Development of simulation models for transmission of Salmonid Rickettsial Septicaemia between salt water fish farms in Chile.

Abstract

This study aimed at estimating parameters representing between-farm transmission of Salmonid Rickettsial Septicaemia (SRS) in Chile, and developing and validating simulation models to predict weekly spread of SRS between farms in Los Lagos (Region 10), using InterSpread Plus. The model parameters were estimated by analyses of the historical SRS outbreak data. The models incorporated time and distance-dependent transmission kernels, representing the probabilities of waterborne spread of SRS between farms. Seven candidate transmission kernels were estimated, with varying maximum distance of between-farm SRS spread (15-60km). Farms were categorized by size (small; medium; large) and species (Coho salmon; Atlantic salmon; rainbow trout). The time that it took a farm to recover from infection was parameterized to be shortest for small Coho farms (median: 7weeks), followed by medium and large Coho farms (median: 25weeks), Atlantic salmon farms (median: 42weeks, any size) and rainbow trout farms (median: 43weeks, any size). The relative infectiousness parameters of rainbow trout farms were 1.5-6.3 times that of Coho or Atlantic salmon, or those of large farms was 1.3-4.2 times that of small or medium farms. The models predicted SRS prevalence in Region 10 between 2013 and 2015 (79weeks) with 76.5%-93.0% overall accuracy. The model with a transmission kernel of <20km (P20) achieved a maximum overall accuracy (93.0%).
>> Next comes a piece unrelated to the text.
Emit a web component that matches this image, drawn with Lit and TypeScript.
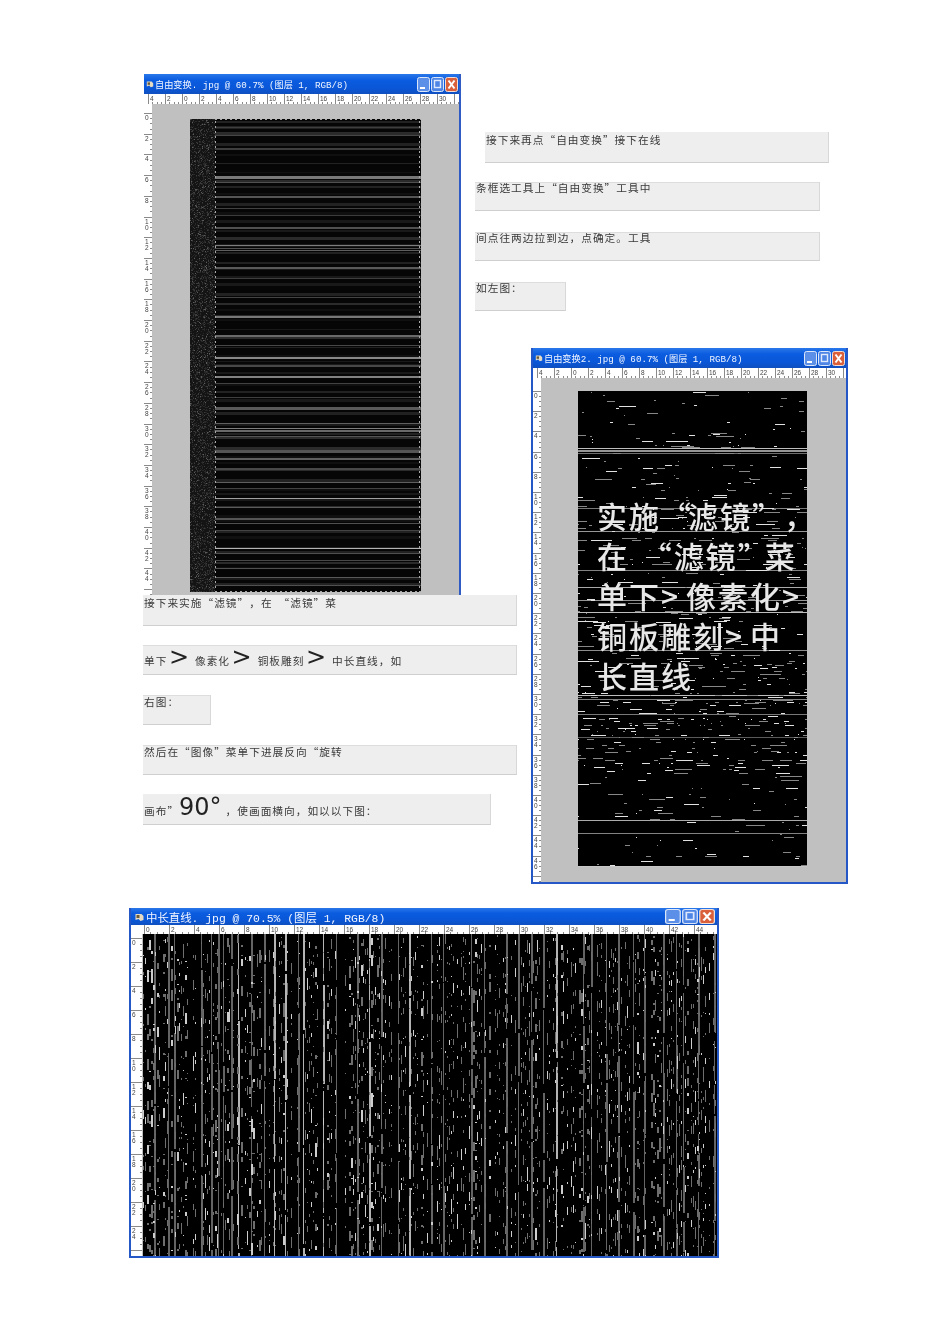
import { LitElement, html, svg, css } from "lit";
import { customElement } from "lit/decorators.js";

/* ---------- seeded noise helpers ---------- */
function rng(seed: number) {
  let s = seed >>> 0;
  return () => {
    s = (s + 0x6d2b79f5) >>> 0;
    let t = s;
    t = Math.imul(t ^ (t >>> 15), t | 1);
    t ^= t + Math.imul(t ^ (t >>> 7), t | 61);
    return ((t ^ (t >>> 14)) >>> 0) / 4294967296;
  };
}
type R = [number, number, number, number, string];
function paths(list: R[]) {
  const m = new Map<string, string[]>();
  for (const [x, y, w, h, c] of list) {
    if (!m.has(c)) m.set(c, []);
    m.get(c)!.push(`M${x} ${y}h${w}v${h}h${-w}z`);
  }
  return [...m.entries()].map(([c, d]) => svg`<path fill=${c} d=${d.join("")}></path>`);
}
const grey = (v: number) => `rgb(${v},${v},${v})`;

/* first picture: speckled strip + horizontal stripes + selection marquee */
function stripes() {
  const r = rng(7);
  const out: R[] = [];
  const W = 231, H = 473, Y0 = 119, S = 25;
  out.push([0, 0, S, H, "#141414"]);
  for (let y = 0; y < H; y++)
    for (let x = 0; x < S; x++) {
      const p = r();
      if (p < 0.34) out.push([x, y, 1, 1, grey(p < 0.025 ? 92 : p < 0.12 ? 60 : 40)]);
    }
  let y = 2;
  while (y < H) {
    const h = 1 + Math.floor(r() * 3);
    const v = 16 + Math.floor(r() * 4) * 9;
    out.push([S, y, W - S, h, grey(v)]);
    y += h + 2 + Math.floor(r() * 7);
  }
  const bright: [number, number, number][] = [
    [127, 1, 62], [135, 1, 70], [148, 2, 62], [176, 3, 120], [182, 1, 80], [196, 2, 85], [208, 1, 65],
    [215, 1, 60], [227, 2, 80], [245, 1, 125], [248, 1, 80], [250, 1, 95], [267, 2, 90], [278, 1, 62],
    [297, 1, 68], [316, 2, 120], [335, 2, 105], [345, 1, 72], [357, 2, 135], [365, 2, 72], [376, 2, 130],
    [383, 1, 66], [397, 1, 62], [407, 3, 90], [423, 1, 95], [428, 1, 125], [430, 2, 105], [436, 1, 85],
    [450, 3, 85], [458, 2, 95], [468, 2, 72], [482, 1, 95], [488, 1, 68], [498, 1, 160], [507, 1, 90],
    [518, 2, 85], [523, 1, 80], [530, 1, 68], [548, 1, 180], [553, 1, 80], [560, 1, 72], [568, 1, 80],
    [577, 1, 90], [585, 1, 80],
  ];
  for (const [a, h, v] of bright) out.push([S, a - Y0, W - S, h, grey(v)]);
  const dot = "#a8a8a8";
  for (let i = 2; i < H; i += 5) {
    out.push([S, i, 1, 2, dot]);
    out.push([W - 2, i, 1, 2, dot]);
  }
  for (let i = S; i < W; i += 5) {
    out.push([i, 0, 2, 1, dot]);
    out.push([i, H - 1, 2, 1, dot]);
  }
  return paths(out);
}

/* second picture: black with broken horizontal dashes */
function dashes() {
  const r = rng(21);
  const out: R[] = [];
  const W = 229, H = 476, Y0 = 391;
  const full: [number, number, number][] = [
    [448, 1, 190], [450, 2, 150], [453, 1, 110], [508, 1, 120], [531, 1, 150], [570, 1, 130], [587, 1, 170],
    [600, 1, 150], [612, 1, 190], [650, 1, 140], [695, 1, 190], [699, 1, 130], [714, 1, 120], [737, 1, 90],
    [820, 1, 170], [833, 1, 130], [866, 1, 200],
  ];
  for (const [a, h, v] of full) out.push([0, a - Y0, W, h, grey(v)]);
  for (let y = 0; y < H; y += 1 + Math.floor(r() * 3)) {
    const abs = y + Y0;
    const d = abs < 450 ? 0.06 : abs < 500 ? 0.1 : abs < 700 ? 0.15 : abs < 770 ? 0.2 : 0.09;
    let x = 0;
    while (x < W) {
      if (r() < d) {
        const w = 1 + Math.floor(r() * r() * 24);
        out.push([x, y, Math.min(w, W - x), 1, grey(r() < 0.4 ? 225 : 135)]);
        x += w;
      }
      x += 3 + Math.floor(r() * 12);
    }
  }
  return paths(out);
}

/* third picture: black with broken vertical streaks */
function streaks() {
  const r = rng(33);
  const out: R[] = [];
  const W = 574, H = 322, X0 = 142;
  const major = [153, 167, 173, 200, 210, 217, 222, 230, 237, 250, 263, 273, 284, 297, 302, 322, 335, 356, 368, 380, 397, 408,
    430, 442, 470, 483, 505, 517, 530, 542, 555, 582, 590, 605, 617, 632, 643, 662, 675, 682, 697, 713];
  for (const m of major) {
    const lit = r() < 0.2;
    let y = 0;
    while (y < H) {
      const h = 20 + Math.floor(r() * 110);
      out.push([m - X0, y, 1 + Math.floor(r() * 2), Math.min(h, H - y), grey(lit ? 180 : 100)]);
      y += h + Math.floor(r() * 10);
    }
  }
  for (let x = 0; x < W; x += 2) {
    let y = Math.floor(r() * 30);
    const dense = r() < 0.7;
    const wide = r() < 0.25 ? 2 : 1;
    while (y < H) {
      const h = 1 + Math.floor(r() * r() * 16);
      if (dense) out.push([x, y, wide, Math.min(h, H - y), grey(r() < 0.25 ? 205 : 110)]);
      y += h + 3 + Math.floor(r() * 34);
    }
  }
  return paths(out);
}

const pic1 = stripes();
const pic2 = dashes();
const pic3 = streaks();

/* ---------- data ---------- */
const notes = [
  { x: 485, y: 132, w: 344, h: 31, c: "", t: html`接下来再点“自由变换”接下在线` },
  { x: 475, y: 182, w: 345, h: 29, c: "edge up2", t: html`条框选工具上“自由变换”工具中` },
  { x: 475, y: 232, w: 345, h: 29, c: "edge up2", t: html`间点往两边拉到边，点确定。工具` },
  { x: 475, y: 282, w: 91, h: 29, c: "edge up2", t: html`如左图：` },
  { x: 143, y: 595, w: 374, h: 31, c: "", t: html`接下来实施“滤镜”，在 “滤镜”菜` },
  { x: 143, y: 645, w: 374, h: 30, c: "edge big", t: html`单下<b>&gt;</b> 像素化<b>&gt;</b> 铜板雕刻<b>&gt;</b> 中长直线，如` },
  { x: 143, y: 695, w: 68, h: 30, c: "edge up1", t: html`右图：` },
  { x: 143, y: 745, w: 374, h: 30, c: "edge up1", t: html`然后在“图像”菜单下进展反向“旋转` },
  { x: 143, y: 794, w: 348, h: 31, c: "big", t: html`画布”<b class="deg">90°</b> ，使画面横向，如以以下图：` },
];

const titleBtns = svg`
  <rect x="0.5" y="0.5" width="12" height="14" rx="2" fill="#5b8fe8" stroke="#dbe6f8"></rect>
  <rect x="3" y="10" width="5" height="2" fill="#fff"></rect>
  <rect x="14.5" y="0.5" width="12" height="14" rx="2" fill="#4f86e6" stroke="#dbe6f8"></rect>
  <rect x="17.5" y="3.5" width="6" height="7" fill="none" stroke="#dfe9fb" stroke-width="1.4"></rect>
  <rect x="28.5" y="0.5" width="12" height="14" rx="2" fill="#d9603a" stroke="#f4ddd2"></rect>
  <path d="M31.5 3.5l6 8M37.5 3.5l-6 8" stroke="#fff" stroke-width="2" fill="none"></path>`;

const psIcon = (w: number) => svg`<svg class="ps" viewBox="0 0 10 10" width=${w} height="10">
  <path d="M1 2h6l2 2v4l-3 1-2-2-3 1z" fill="#e6dcc4"></path>
  <path d="M2 3h3v3h-3z" fill="#6b5a3a"></path></svg>`;

function topRuler(w: number, start: number, step: number, labels: number[], h = 10) {
  const ticks: string[] = [];
  const nums = [];
  for (let i = 0; i * step / 4 + start < w; i++) {
    const x = Math.round(start + (i * step) / 4) + 0.5;
    ticks.push(`M${x} ${i % 4 === 0 ? 0 : h - 2}V${h}`);
    if (i % 4 === 0 && labels[i / 4] !== undefined)
      nums.push(svg`<text x=${x + 1.5} y="6.5">${labels[i / 4]}</text>`);
  }
  return svg`<svg class="rul" width=${w} height=${h}>
    <path d=${ticks.join("")} stroke="#8a8a8a" fill="none"></path>${nums}</svg>`;
}
function leftRuler(w: number, h: number, start: number, step: number, labels: number[]) {
  const ticks: string[] = [];
  const nums = [];
  for (let i = 0; i * step / 4 + start < h; i++) {
    const y = Math.round(start + (i * step) / 4) + 0.5;
    ticks.push(`M${i % 4 === 0 ? 0 : w - 2} ${y}H${w}`);
    if (i % 4 === 0 && labels[i / 4] !== undefined && y + 18 < h) {
      const s = String(labels[i / 4]);
      [...s].forEach((c, k) => nums.push(svg`<text x="1" y=${y + 6 + k * 6}>${c}</text>`));
    }
  }
  return svg`<svg class="rul" width=${w} height=${h}>
    <path d=${ticks.join("")} stroke="#8a8a8a" fill="none"></path>${nums}</svg>`;
}
const evens = (a: number, n: number) => Array.from({ length: n }, (_, i) => a + i * 2);

@customElement("app-root")
export class AppRoot extends LitElement {
  static styles = css`
    :host { display: block; }
    .page { position: relative; width: 950px; height: 1344px; background: #fff; overflow: hidden; }
    .win { position: absolute; display: flex; flex-direction: column; box-sizing: border-box;
      background: #c0c0c0; filter: blur(0.6px); overflow: hidden; }
    .w1 { border-right: 2px solid #2f5cc4; }
    .w2, .w3 { border: 2px solid #2557c6; border-top: 0; }
    .bar { flex: none; display: flex; align-items: center; gap: 1px; box-sizing: border-box;
      background: linear-gradient(180deg, #2a78ea 0%, #0b5ce0 30%, #0a57d8 70%, #0f4fc0 100%);
      color: #f2f6ff; white-space: nowrap; font-family: "Liberation Mono", "Noto Sans CJK SC", monospace; }
    .bar .txt { flex: 1; overflow: hidden; }
    .bar svg { flex: none; display: block; }
    .b1 { height: 20px; padding: 0 1px 0 2px; font-size: 9.2px; }
    .b3 { height: 17px; padding: 0 2px 0 3px; font-size: 11.4px; }
    .rul { display: block; flex: none; background: #fff; }
    .rul text { font: 6.5px "Liberation Sans", sans-serif; fill: #444; }
    .row { flex: 1; display: flex; min-height: 0; }
    .view { flex: 1; display: flex; justify-content: center; align-items: flex-start; min-width: 0; }
    .view.pad { padding-right: 2px; }
    .shot { position: relative; flex: none; display: block; background: #060606; }
    .shot svg { display: block; }
    .s1 { width: 231px; height: 473px; margin-top: 15px; }
    .s2 { width: 229px; height: 476px; margin-top: 13px; background: #000; }
    .s3 { width: 574px; height: 322px; background: #000; }
    .over { position: absolute; left: 19px; top: 104px; color: #e8e8e8; font: 500 30px/40px "Noto Sans CJK SC", sans-serif;
      letter-spacing: 2px; white-space: pre; text-spacing-trim: space-all; }
    .over .gt { margin-right: 6px; }
    .over .tight { letter-spacing: -3px; }
    .over .wide { letter-spacing: 6px; }
    .note { position: absolute; box-sizing: border-box; background: #eeeeee; border-bottom: 1px solid #cfcfcf;
      border-right: 1px solid #d8d8d8; color: #3a3a3a; font: 400 10.7px/14px "Noto Sans CJK SC", sans-serif;
      letter-spacing: 1px; word-spacing: 2.6px; padding: 1px 0 0 1px; white-space: pre; filter: blur(0.25px);
      text-spacing-trim: space-all; }
    .note.edge { box-shadow: inset 0 1px 0 #dddddd; }
    .note.up1 { padding-top: 0; }
    .note.up2 { padding-top: 0; line-height: 12px; }
    .note.big { display: flex; align-items: flex-end; padding: 0 0 6px 1px; }
    .note b { font: 400 24px/14px "DejaVu Sans", sans-serif; color: #222; letter-spacing: 0; margin-left: 1.5px; }
    .note b.deg { margin-left: 0; margin-right: -2px; }
    .note.big > span { display: block; }
  `;

  render() {
    return html`<div class="page">
      <div class="win w1" style="left:144px;top:74px;width:317px;height:521px">
        <div class="bar b1">${psIcon(8)}<span class="txt">自由变换. jpg @ 60.7% (图层 1, RGB/8)</span>
          <svg width="41" height="15" viewBox="0 0 41 15">${titleBtns}</svg></div>
        ${topRuler(315, 4, 17, [4, 2, 0, 2, 4, 6, 8, 10, 12, 14, 16, 18, 20, 22, 24, 26, 28, 30])}
        <div class="row">
          ${leftRuler(8, 491, 9, 20.7, evens(0, 26))}
          <div class="view"><div class="shot s1"><svg width="231" height="473">${pic1}</svg></div></div>
        </div>
      </div>

      <div class="win w2" style="left:531px;top:348px;width:317px;height:536px">
        <div class="bar b1">${psIcon(8)}<span class="txt">自由变换2. jpg @ 60.7% (图层 1, RGB/8)</span>
          <svg width="41" height="15" viewBox="0 0 41 15">${titleBtns}</svg></div>
        ${topRuler(313, 4, 17, [4, 2, 0, 2, 4, 6, 8, 10, 12, 14, 16, 18, 20, 22, 24, 26, 28, 30])}
        <div class="row">
          ${leftRuler(8, 504, 13, 20.2, evens(0, 25))}
          <div class="view pad"><div class="shot s2">
            <svg width="229" height="476">${pic2}</svg>
            <div class="over">实施<span class="tight">“</span>滤镜”，
在<span class="wide"> </span>“滤镜<span class="tight">”</span>菜
单下<span class="gt">&gt;</span>像素化<span class="gt">&gt;</span>
铜板雕刻<span class="gt">&gt;</span>中
长直线</div>
          </div></div>
        </div>
      </div>

      <div class="win w3" style="left:129px;top:908px;width:590px;height:350px">
        <div class="bar b3">${psIcon(11)}<span class="txt">中长直线. jpg @ 70.5% (图层 1, RGB/8)</span>
          <svg width="50" height="15" viewBox="0 0 41 15" preserveAspectRatio="none">${titleBtns}</svg></div>
        ${topRuler(586, 13, 25, evens(0, 23), 9)}
        <div class="row">
          ${leftRuler(11, 322, 4, 24, evens(0, 14))}
          <div class="view"><div class="shot s3"><svg width="574" height="322">${pic3}</svg></div></div>
        </div>
      </div>

      ${notes.map(
        (n) => html`<div class="note ${n.c}" style="left:${n.x}px;top:${n.y}px;width:${n.w}px;height:${n.h}px"><span>${n.t}</span></div>`
      )}
    </div>`;
  }
}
Within each neighbourhood, the accuracy of P20 varied between 32.4% and 88.1%; 13/20 neighbourhoods had a reasonable temporal agreement between the simulated and actual dynamics of SRS (within 5th-95th percentiles), but 5/20 neighbourhoods underestimated and 2/20 overestimated the SRS spread. The model could be used for evaluation of semi-global control policies in Region 10, while addition of other factors such as seasonality, ocean currents, and movement of infected fish may improve the model performance at a finer scale.